In Ladies, the men of the subject city of Mandrigyn have been enslaved by the deathless Wizard-King Altiokis. The women of Mandrigyn kidnap the mercenary captain Sun Wolf to battle-train them for a desperate attempt to free their husbands and brothers and sons and lovers. But Sun Wolf is more than he knows; the drug the women use to coerce him is the substance of the Great Trial that either kills those born with a hereditary talent for magic or forges them into wizards. Sun Wolf is one of the mageborn....

Altiokis is defeated, of course. But Ladies was not merely or even mostly about good against evil. Much more of it is about a subtler trial -- Sun Wolf's discovery at forty that the way of the warrior is closed to him; and about the hard and unlikely love he has discovered with the warlady Starhawk, she who had been his second-in-command and sword-comrade through years of battle.

Book II continues Sun Wolf's story. The power to use magic is also a compul- sion, and an unschooled wizard is dangerous. Sun Wolf sets out to find a teacher.

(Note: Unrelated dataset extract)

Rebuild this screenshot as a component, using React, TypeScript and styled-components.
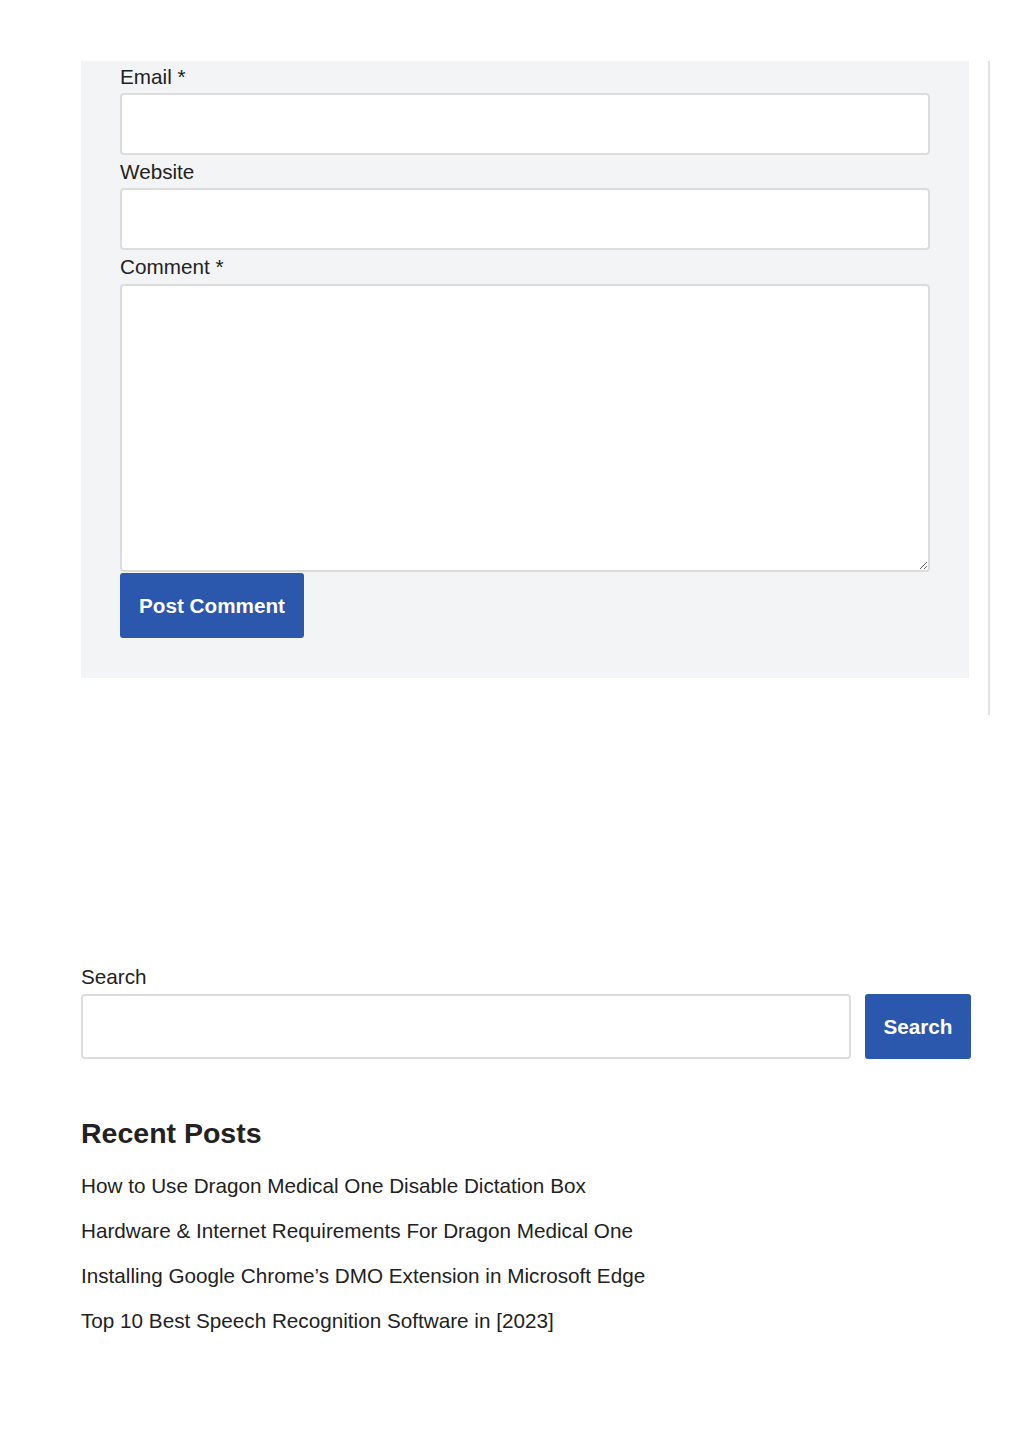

Most of the mageborn are dead, long since murdered by Altiokis; they few that remain have been in hiding for so many years that the traditions of the art have been forgotten. Sun Wolf and Starhawk hear of a teacher in the desert-edge kingdom of Wenshar -- but what they find there is horror, mystery and a string of demonic murders. They learn more of the nature and cost of magic.

In The Dark Hand of Magic, Sun Wolf and Starhawk are reunited with their mercenary company. It has contracted to beseige the town of Vorsal -- but there is a wizard in Vorsal powerful enough to hex the troops. Sun Wolf is caught between his loyalty to his old comrades and his burning need to be taught by a true mage. But Sun Wolf's most terrible test is still coming -- because the man he's sought as a teacher has both the power and the malice to enslave him forever.

Hambly builds to a climax almost unbearable in its dark emotional intensity. The harsh, realistic treatment of mercenary life is reminiscent of Glen Cook's Black Company novels (though from the publishing histories it would be hard to make a case for influence, in either direction). These are not books for the sentimental or goopily romantic; there is nothing easy about love or magic in Hambly's world, and Sun Wolf pays a hard price for his growth. In this he is not much like most fantasy heroes -- but is very much like a real human being.